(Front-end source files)
□ □ □

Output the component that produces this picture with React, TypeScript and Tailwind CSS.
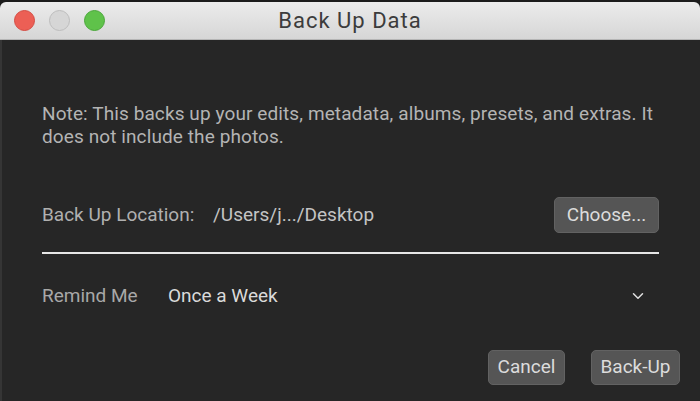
import { ChevronDown } from "lucide-react";

export default function App() {
  return (
    <div className="w-[700px] h-[401px] bg-[#1c1c1c] pt-[2px] overflow-hidden" style={{ fontFamily: "Roboto, 'Liberation Sans', sans-serif" }}>
      <div className="h-full flex flex-col rounded-t-[6px] overflow-hidden">
        {/* title bar */}
        <div className="relative h-[38px] shrink-0 bg-gradient-to-b from-[#ececec] to-[#d6d6d6] border-b border-[#b5b5b5] flex items-center">
          <div className="flex items-center gap-[14px] pl-[14px]">
            <span className="w-[21px] h-[21px] rounded-full bg-[#ec5f55] border border-[#d44c43]" />
            <span className="w-[21px] h-[21px] rounded-full bg-[#d6d6d6] border border-[#bdbdbd]" />
            <span className="w-[21px] h-[21px] rounded-full bg-[#5fc24a] border border-[#4aa73a]" />
          </div>
          <div className="absolute inset-0 flex items-center justify-center text-[22px] tracking-[1px] text-[#3c3c3c] pointer-events-none">
            Back Up Data
          </div>
        </div>

        {/* body */}
        <div className="flex-1 bg-[#262626] border-l-2 border-[#353535] pl-[40px] pr-[41px] pt-[62px] text-[19px]">
          <p className="text-[#b4b4b4] leading-[23px] tracking-[0.1px] -mr-[14px]">
            Note: This backs up your edits, metadata, albums, presets, and extras. It does not include the photos.
          </p>

          <div className="mt-[49px] flex items-center h-[36px]">
            <span className="text-[#b0b0b0] w-[171px]">Back Up Location:</span>
            <span className="text-[#c4c4c4] flex-1">/Users/j.../Desktop</span>
            <button className="h-[36px] w-[105px] rounded-[5px] bg-[#555555] border border-[#626262] text-[#dcdcdc]">
              Choose...
            </button>
          </div>

          <div className="mt-[19px] h-[2px] bg-[#e6e6e6]" />

          <div className="mt-[30px] flex items-center h-[24px]">
            <span className="text-[#a8a8a8] w-[126px]">Remind Me</span>
            <span className="text-[#dadada] flex-1">Once a Week</span>
            <ChevronDown className="w-[18px] h-[18px] text-[#e0e0e0] mr-[12px]" strokeWidth={2} />
          </div>

          <div className="mt-[42px] flex justify-end gap-[26px] -mr-[21px]">
            <button className="h-[35px] w-[77px] rounded-[5px] bg-[#555555] border border-[#626262] text-[#dcdcdc]">
              Cancel
            </button>
            <button className="h-[35px] w-[89px] rounded-[5px] bg-[#555555] border border-[#626262] text-[#dcdcdc]">
              Back-Up
            </button>
          </div>
        </div>
      </div>
    </div>
  );
}
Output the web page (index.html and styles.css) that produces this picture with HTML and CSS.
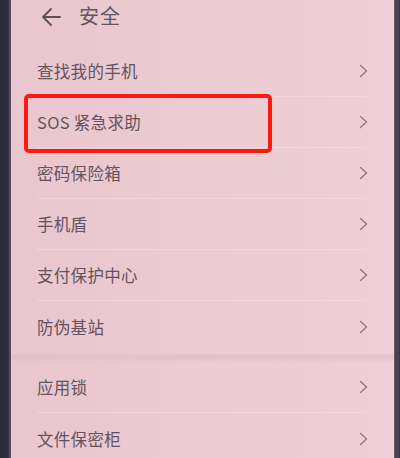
FILE: index.html
```html
<!DOCTYPE html>
<html lang="zh">
<head>
<meta charset="utf-8">
<link rel="stylesheet" href="styles.css">
</head>
<body>
<div class="device">
  <div class="bezel-left"></div>
  <div class="screen">
    <div class="header">
      <svg class="back" width="20" height="20" viewBox="0 0 20 20">
        <path d="M2 10 H19 M10 2 L2 10 L10 18" fill="none" stroke="#5e4e5a" stroke-width="1.8" stroke-linecap="round" stroke-linejoin="round"/>
      </svg>
      <span class="title">安全</span>
    </div>
    <ul class="list">
      <li class="row"><span class="label">查找我的手机</span><svg class="chev" width="9" height="14" viewBox="0 0 9 14"><path d="M1.5 1.5 L7.5 7 L1.5 12.5" fill="none" stroke="#8e7e8a" stroke-width="1.5" stroke-linecap="round" stroke-linejoin="round"/></svg></li>
      <li class="row"><span class="label">SOS 紧急求助</span><svg class="chev" width="9" height="14" viewBox="0 0 9 14"><path d="M1.5 1.5 L7.5 7 L1.5 12.5" fill="none" stroke="#8e7e8a" stroke-width="1.5" stroke-linecap="round" stroke-linejoin="round"/></svg></li>
      <li class="row"><span class="label">密码保险箱</span><svg class="chev" width="9" height="14" viewBox="0 0 9 14"><path d="M1.5 1.5 L7.5 7 L1.5 12.5" fill="none" stroke="#8e7e8a" stroke-width="1.5" stroke-linecap="round" stroke-linejoin="round"/></svg></li>
      <li class="row"><span class="label">手机盾</span><svg class="chev" width="9" height="14" viewBox="0 0 9 14"><path d="M1.5 1.5 L7.5 7 L1.5 12.5" fill="none" stroke="#8e7e8a" stroke-width="1.5" stroke-linecap="round" stroke-linejoin="round"/></svg></li>
      <li class="row"><span class="label">支付保护中心</span><svg class="chev" width="9" height="14" viewBox="0 0 9 14"><path d="M1.5 1.5 L7.5 7 L1.5 12.5" fill="none" stroke="#8e7e8a" stroke-width="1.5" stroke-linecap="round" stroke-linejoin="round"/></svg></li>
      <li class="row"><span class="label">防伪基站</span><svg class="chev" width="9" height="14" viewBox="0 0 9 14"><path d="M1.5 1.5 L7.5 7 L1.5 12.5" fill="none" stroke="#8e7e8a" stroke-width="1.5" stroke-linecap="round" stroke-linejoin="round"/></svg></li>
    </ul>
    <div class="gap"></div>
    <ul class="list">
      <li class="row"><span class="label">应用锁</span><svg class="chev" width="9" height="14" viewBox="0 0 9 14"><path d="M1.5 1.5 L7.5 7 L1.5 12.5" fill="none" stroke="#8e7e8a" stroke-width="1.5" stroke-linecap="round" stroke-linejoin="round"/></svg></li>
      <li class="row"><span class="label">文件保密柜</span><svg class="chev" width="9" height="14" viewBox="0 0 9 14"><path d="M1.5 1.5 L7.5 7 L1.5 12.5" fill="none" stroke="#8e7e8a" stroke-width="1.5" stroke-linecap="round" stroke-linejoin="round"/></svg></li>
    </ul>
    <div class="highlight"></div>
  </div>
  <div class="bezel-right"></div>
</div>
</body>
</html>
```
FILE: styles.css
```css
html, body {
  margin: 0;
  padding: 0;
  background: #2b2a38;
}
.device {
  display: flex;
  width: 400px;
  height: 458px;
  overflow: hidden;
}
.bezel-left {
  width: 11px;
  flex: none;
  background: linear-gradient(to right, #2a2a3a 0, #2f2d3e 8px, #6a5866 11px);
}
.bezel-right {
  width: 6px;
  flex: none;
  background: linear-gradient(to right, #7a6878 0, #3a3345 2px, #5a4a5e 4px, #2a2a38 6px);
}
.screen {
  position: relative;
  flex: 1;
  background: linear-gradient(to right, #eac6ce, #edccd3 60%, #efd0d7);
  font-family: "Noto Sans CJK SC", "Noto Sans", sans-serif;
  color: #635360;
  padding: 0 26px 0 26px;
}
.header {
  height: 46px;
  display: flex;
  align-items: flex-start;
  padding-top: 5px;
  box-sizing: border-box;
}
.back {
  margin: 2px 0 0 4px;
}
.title {
  margin-left: 18px;
  font-size: 20px;
  line-height: 22px;
  letter-spacing: 1px;
}
.list {
  list-style: none;
  margin: 0;
  padding: 0;
}
.row {
  height: 51px;
  display: flex;
  align-items: center;
  justify-content: space-between;
  box-sizing: border-box;
  border-bottom: 1px solid rgba(255, 255, 255, 0.22);
  margin-right: 2px;
}
.row:last-child {
  border-bottom: none;
}
.label {
  font-size: 16.5px;
  letter-spacing: 0.3px;
}
.chev {
  display: block;
  margin-right: -2px;
}
.gap {
  height: 10px;
  margin: 0 -26px 0 -26px;
  background: linear-gradient(to bottom, rgba(200,170,180,0), rgba(205,175,185,0.35), rgba(200,170,180,0));
}
.highlight {
  position: absolute;
  left: 13px;
  top: 94px;
  width: 248px;
  height: 59px;
  box-sizing: border-box;
  border: 4px solid #fa1a0e;
  border-radius: 5px;
}
```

□ □ □

Copy out every line in the entries above that holds "picture".

Output the component that produces this picture with React, TypeScript and Tailwind CSS.
Output the web page (index.html and styles.css) that produces this picture with HTML and CSS.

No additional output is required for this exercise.